Une des grandes qualités du roman réside en effet dans la faune fascinante que Disch anime avec virtuosité. Citoyens médiocres, fermiers richissimes, génies pathétiques, castrats adulés, entremetteurs moralisants, déviants de tous bords exécutent devant nos yeux la pantomime humaine, pitoyable autant que révoltante. La finesse de l'analyse des psychologies (en particulier de celle de Daniel) révèle à quel point l'auteur s'est impliqué, voire incarné dans ses personnages, selon son habitude (voir par exemple Camp de concentration et certaines nouvelles dans Poussière de lune et diverses anthologies).
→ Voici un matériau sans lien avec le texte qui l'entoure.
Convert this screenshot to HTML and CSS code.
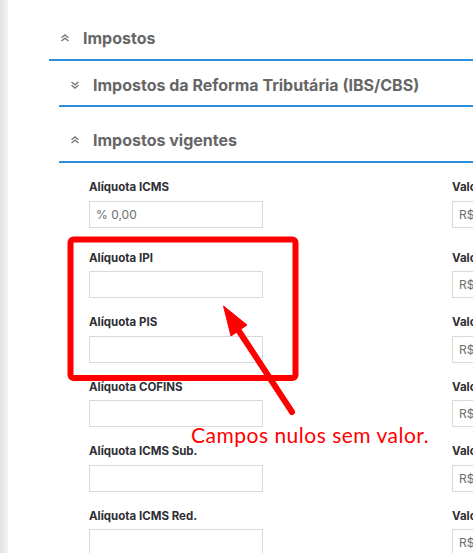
FILE: index.html
```html
<!DOCTYPE html>
<html lang="pt-BR">
<head>
    <meta charset="UTF-8">
    <meta name="viewport" content="width=device-width, initial-scale=1.0">
    <title>Impostos</title>
    <link rel="stylesheet" href="styles.css">
</head>
<body>
    <div class="sidebar-edge"></div>
    <div class="main">
        <div class="panel">
            <div class="panel-header">
                <svg class="chevron" viewBox="0 0 10 8"><polyline points="1.5,3.8 5,1 8.5,3.8"/><polyline points="1.5,7 5,4.2 8.5,7"/></svg>
                <span>Impostos</span>
            </div>
            <div class="panel-body">
                <div class="subpanel">
                    <div class="subpanel-header">
                        <svg class="chevron" viewBox="0 0 10 8"><polyline points="1.5,1 5,3.8 8.5,1"/><polyline points="1.5,4.2 5,7 8.5,4.2"/></svg>
                        <span>Impostos da Reforma Tributária (IBS/CBS)</span>
                    </div>
                </div>
                <div class="subpanel subpanel-open">
                    <div class="subpanel-header">
                        <svg class="chevron" viewBox="0 0 10 8"><polyline points="1.5,3.8 5,1 8.5,3.8"/><polyline points="1.5,7 5,4.2 8.5,7"/></svg>
                        <span>Impostos vigentes</span>
                    </div>
                    <div class="fields">
                        <div class="field field-first">
                            <label>Alíquota ICMS</label>
                            <input type="text" placeholder="% 0,00">
                        </div>
                        <div class="field field-first">
                            <label>Valor ICMS</label>
                            <input type="text" placeholder="R$ 0,00">
                        </div>
                        <div class="field">
                            <label>Alíquota IPI</label>
                            <input type="text">
                        </div>
                        <div class="field">
                            <label>Valor IPI</label>
                            <input type="text" placeholder="R$ 0,00">
                        </div>
                        <div class="field">
                            <label>Alíquota PIS</label>
                            <input type="text">
                        </div>
                        <div class="field">
                            <label>Valor PIS</label>
                            <input type="text" placeholder="R$ 0,00">
                        </div>
                        <div class="field">
                            <label>Alíquota COFINS</label>
                            <input type="text">
                        </div>
                        <div class="field">
                            <label>Valor COFINS</label>
                            <input type="text" placeholder="R$ 0,00">
                        </div>
                        <div class="field">
                            <label>Alíquota ICMS Sub.</label>
                            <input type="text">
                        </div>
                        <div class="field">
                            <label>Valor ICMS Sub.</label>
                            <input type="text" placeholder="R$ 0,00">
                        </div>
                        <div class="field">
                            <label>Alíquota ICMS Red.</label>
                            <input type="text">
                        </div>
                        <div class="field">
                            <label>Valor ICMS Red.</label>
                            <input type="text" placeholder="R$ 0,00">
                        </div>
                    </div>
                </div>
            </div>
        </div>
    </div>

    <!-- anotação por cima da tela -->
    <svg class="annotation" width="473" height="553" viewBox="0 0 473 553">
        <rect x="70.5" y="239.5" width="225" height="138.5" rx="3" class="mark"/>
        <line x1="292" y1="412" x2="233" y2="322" class="mark"/>
        <polygon points="223.5,306 231,336 247,325" class="mark-fill"/>
    </svg>
    <div class="note">Campos nulos sem valor.</div>
</body>
</html>
```

FILE: styles.css
```css
:root {
    --line-color: #2b8fdc;
    --title-color: #666;
    --label-color: #2e2e33;
    --border-color: #d9d9d9;
    --red: #ff0000;
}

body {
    margin: 0;
    display: flex;
    height: 100vh;
    overflow: hidden;
    background-color: #fff;
    font-family: Inter, 'Noto Sans', sans-serif;
}

.sidebar-edge {
    flex: 0 0 8px;
    background: linear-gradient(to right, #e2e2e2, #f2f2f2);
}

.main {
    flex: 1;
    min-width: 0;
    padding: 18px 0 0 41px;
    overflow: hidden;
}

.panel-header,
.subpanel-header {
    display: flex;
    align-items: center;
    color: var(--title-color);
    font-weight: 700;
    font-size: 16px;
    line-height: 20px;
    white-space: nowrap;
    border-bottom: 2px solid var(--line-color);
}

.panel-header {
    padding: 10px 0 11px 11px;
}

.panel-body {
    padding-left: 10px;
}

.subpanel-header {
    padding: 14px 0 10px 11px;
}

.subpanel-open {
    margin-top: 10px;
}

.subpanel-open .subpanel-header {
    padding: 13px 0 11px 11px;
}

.chevron {
    width: 10px;
    height: 8px;
    margin-right: 13px;
    fill: none;
    stroke: #777;
    stroke-width: 1.4;
}

.fields {
    display: grid;
    grid-template-columns: 174px 174px;
    column-gap: 189px;
    row-gap: 17px;
    padding: 17px 0 0 30px;
}

.field {
    display: flex;
    flex-direction: column;
}

.field-first {
    margin-bottom: 6px;
}

label {
    font-size: 11.5px;
    line-height: 14px;
    font-weight: 700;
    color: var(--label-color);
    white-space: nowrap;
    margin-bottom: 6.5px;
}

input[type="text"] {
    height: 27px;
    width: 100%;
    box-sizing: border-box;
    border: 1px solid var(--border-color);
    border-radius: 0;
    padding: 0 6px;
    font-family: inherit;
    font-size: 12px;
    color: #555;
    background-color: #fff;
}

input[type="text"]::placeholder {
    color: #6e6e6e;
}

.annotation {
    position: absolute;
    left: 0;
    top: 0;
    pointer-events: none;
}

.mark {
    fill: none;
    stroke: var(--red);
    stroke-width: 6;
    stroke-linecap: round;
}

.mark-fill {
    fill: var(--red);
    stroke: var(--red);
    stroke-width: 1;
    stroke-linejoin: round;
}

.note {
    position: absolute;
    left: 191px;
    top: 423px;
    color: var(--red);
    font-family: Lato, 'Open Sans', sans-serif;
    font-size: 21px;
    line-height: 24px;
    letter-spacing: 0.5px;
    white-space: nowrap;
    pointer-events: none;
}
```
Le traitement de l'intrigue est, comme bien souvent chez Thomas Disch (334, Camp de concentration...), plus proche de la littérature blanche que de la SF conventionnelle. En fait, il s'agit plutôt ici de littérature blanche marginale où la science-fiction, laboratoire de notre futur, pousse ses effluves. C'est un domaine où l'auteur évolue avec aisance, alternant les réflexions psychologiques, sociologiques ou philosophiques, et les péripéties de l'intrigue habilement ponctuées de petits coups de théâtre. La noirceur de l'histoire pourrait conduire à un roman désespéré, mais l'écueil est évité grâce à l'humour noir dans lequel excelle Disch. In fine, la lecture laisse le sentiment d'un énorme rire sardonique qui retentit au-dessus des pauvres destinées humaines.
Un pur bonheur donc, en partie gâché, il faut bien le dire, par la calamiteuse traduction de Jean Bonnefoy qui accumule a peu près toutes les fautes imaginables : approximations lexicales, incorrections linguistiques, erreurs de syntaxe, incohérences... C'est une pitié qu'un tel chef-d'œuvre n'ait pas fait l'objet de plus de soin pour sa restitution en Français.
Toutefois, l'intérêt du sujet et la maîtrise de l'auteur l'emportent et c'est bien volontiers que le lecteur se laisse entraîner dans cet opéra barbare et discordant, fugacement illuminé par les lumières de l'art.